Short task ->
Note how many lines hold "styles" and report that number by itself.

Data provided ->
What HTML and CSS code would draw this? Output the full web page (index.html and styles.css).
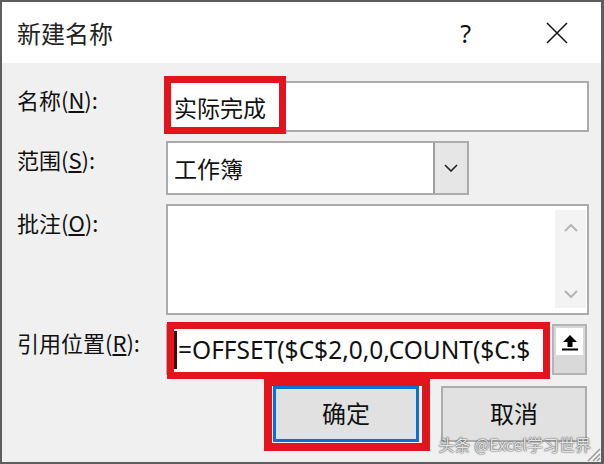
FILE: index.html
```html
<!DOCTYPE html>
<html lang="zh-CN">
<head>
    <meta charset="UTF-8">
    <title>新建名称</title>
    <link rel="stylesheet" href="styles.css">
</head>
<body>
    <div class="dialog">

        <!-- 标题栏 -->
        <div class="titlebar">
            <span class="title">新建名称</span>
            <span class="help">?</span>
            <span class="close">
                <svg width="22" height="22" viewBox="0 0 22 22"><path d="M1 1 L21 21 M21 1 L1 21" stroke="#111" stroke-width="1.5" fill="none"/></svg>
            </span>
        </div>

        <div class="content">
            <div class="form">
                <label class="lbl">名称(<u>N</u>):</label>
                <div class="field name-field">
                    <span class="txt">实际完成</span>
                    <span class="mark mark-name"></span>
                </div>

                <label class="lbl">范围(<u>S</u>):</label>
                <div class="combo">
                    <span class="txt">工作簿</span>
                    <span class="combo-btn">
                        <svg width="14" height="8" viewBox="0 0 14 8"><path d="M1 1 L7 7 L13 1" stroke="#222" stroke-width="1.6" fill="none"/></svg>
                    </span>
                </div>

                <label class="lbl">批注(<u>O</u>):</label>
                <div class="memo">
                    <div class="scroll">
                        <svg width="14" height="8" viewBox="0 0 14 8"><path d="M1 7 L7 1 L13 7" stroke="#b4b4b4" stroke-width="2" fill="none"/></svg>
                        <svg width="14" height="8" viewBox="0 0 14 8"><path d="M1 1 L7 7 L13 1" stroke="#b4b4b4" stroke-width="2" fill="none"/></svg>
                    </div>
                </div>

                <label class="lbl">引用位置(<u>R</u>):</label>
                <div class="ref-row">
                    <div class="field ref-field">
                        <span class="caret"></span>
                        <span class="formula">=OFFSET($C$2,0,0,COUNT($C:$</span>
                        <span class="mark mark-ref"></span>
                    </div>
                    <div class="ref-btn">
                        <span class="ref-icon">
                            <svg width="18" height="17" viewBox="0 0 18 17"><path d="M9 1 L16 8 L11.5 8 L11.5 13 L6.5 13 L6.5 8 L2 8 Z" fill="#000"/><rect x="1" y="14.5" width="16" height="2" fill="#000"/></svg>
                        </span>
                    </div>
                </div>
            </div>

            <div class="buttons">
                <div class="btn btn-ok">确定<span class="mark mark-ok"></span></div>
                <div class="btn">取消</div>
            </div>
        </div>

        <div class="watermark">头条 @Excel学习世界</div>
        <svg class="grip" width="16" height="16" viewBox="0 0 16 16"><path d="M15 3 L3 15 M15 8 L8 15 M15 12 L12 15" stroke="#9a9a9a" stroke-width="1.5"/></svg>
    </div>
</body>
</html>
```

FILE: styles.css
```css
/* 전체 대화 상자 */
body {
    margin: 0;
    font-family: "Noto Sans", "Noto Sans CJK SC", sans-serif;
    color: #111;
}

.dialog {
    position: relative;
    width: 604px;
    height: 464px;
    box-sizing: border-box;
    border: 2px solid #5e5e5e;
    border-right-width: 3px;
    background-color: #f0f0f0;
    overflow: hidden;
}

/* 标题栏 */
.titlebar {
    display: flex;
    align-items: center;
    height: 61px;
    background-color: #fff;
    padding-left: 15px;
    font-family: "Noto Sans CJK SC", sans-serif;
}

.title {
    font-size: 24px;
    flex: 1;
    color: #222;
}

.help {
    font-size: 25px;
    margin-right: 75px;
    font-family: "Noto Sans", sans-serif;
}

.close {
    display: flex;
    margin-right: 33px;
}

.content {
    padding: 18px 12px 0 15px;
}

/* 表单 */
.form {
    display: grid;
    grid-template-columns: 149px 1fr;
    row-gap: 9px;
}

.lbl {
    font-family: "Noto Sans CJK SC", sans-serif;
    font-size: 22px;
    line-height: 1;
    padding-top: 7px;
}

.lbl u {
    text-underline-offset: 2px;
}

.field {
    position: relative;
    display: flex;
    align-items: center;
    background-color: #fff;
    border: 2px solid #ababab;
    box-sizing: border-box;
}

.name-field {
    height: 51px;
}

.txt {
    font-family: "Noto Sans CJK SC", sans-serif;
    font-size: 23px;
    padding-left: 6px;
}

.combo {
    display: flex;
    width: 303px;
    height: 54px;
    box-sizing: border-box;
    border: 2px solid #ababab;
    background-color: #fff;
    align-items: center;
}

.combo .txt {
    flex: 1;
    padding-left: 6px;
}

.combo-btn {
    display: flex;
    align-items: center;
    justify-content: center;
    width: 32px;
    height: 100%;
    background-color: #e6e6e6;
    border-left: 2px solid #a0a0a0;
}

.memo {
    display: flex;
    justify-content: flex-end;
    height: 111px;
    box-sizing: border-box;
    border: 2px solid #ababab;
    background-color: #fff;
    padding: 4px 1px 5px 0;
}

.scroll {
    display: flex;
    flex-direction: column;
    justify-content: space-between;
    align-items: center;
    width: 31px;
    padding: 14px 0 10px;
    box-sizing: border-box;
    background-color: #f3f3f3;
}

/* 引用位置 */
.ref-row {
    display: flex;
    gap: 2px;
    padding-right: 2px;
}

.ref-field {
    flex: 1;
    height: 51px;
}

.caret {
    width: 3px;
    height: 38px;
    background-color: #3a0a0a;
    margin-left: 6px;
}

.formula {
    font-size: 24.5px;
    margin-left: 1px;
    color: #111;
}

.ref-btn {
    width: 35px;
    height: 51px;
    box-sizing: border-box;
    border: 2px solid #b4b4b4;
    background-color: #d9d9d9;
    padding: 2px 2px 18px;
}

.ref-icon {
    display: flex;
    align-items: flex-end;
    justify-content: center;
    height: 100%;
    background-color: #fff;
    padding-bottom: 4px;
    box-sizing: border-box;
}

/* 按钮 */
.buttons {
    display: flex;
    justify-content: flex-end;
    gap: 22px;
    margin-top: 11px;
    padding-right: 2px;
}

.btn {
    position: relative;
    display: flex;
    align-items: center;
    justify-content: center;
    width: 146px;
    height: 56px;
    box-sizing: border-box;
    border: 2px solid #adadad;
    background-color: #e1e1e1;
    font-family: "Noto Sans CJK SC", sans-serif;
    font-size: 24px;
    line-height: 1;
    padding-bottom: 2px;
}

.btn-ok {
    border: 3px solid #0a6fd8;
}

/* 红色标注框 */
.mark {
    position: absolute;
    border: 7px solid #e3141c;
    box-sizing: border-box;
}

.mark-name {
    left: -4px;
    top: -7px;
    width: 122px;
    height: 58px;
}

.mark-ref {
    left: -1px;
    top: -4px;
    width: 383px;
    height: 57px;
}

.mark-ok {
    left: -12px;
    top: -11px;
    width: 166px;
    height: 73px;
    border-width: 8px;
}

/* 水印 */
.watermark {
    position: absolute;
    right: 10px;
    bottom: 10px;
    font-family: "Noto Sans CJK SC", sans-serif;
    font-size: 16px;
    line-height: 1;
    color: rgba(255, 255, 255, 0.85);
    text-shadow: 0 0 2px #555, 0 0 1px #333;
}

.grip {
    position: absolute;
    right: 0;
    bottom: 0;
}
```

Reply ->
3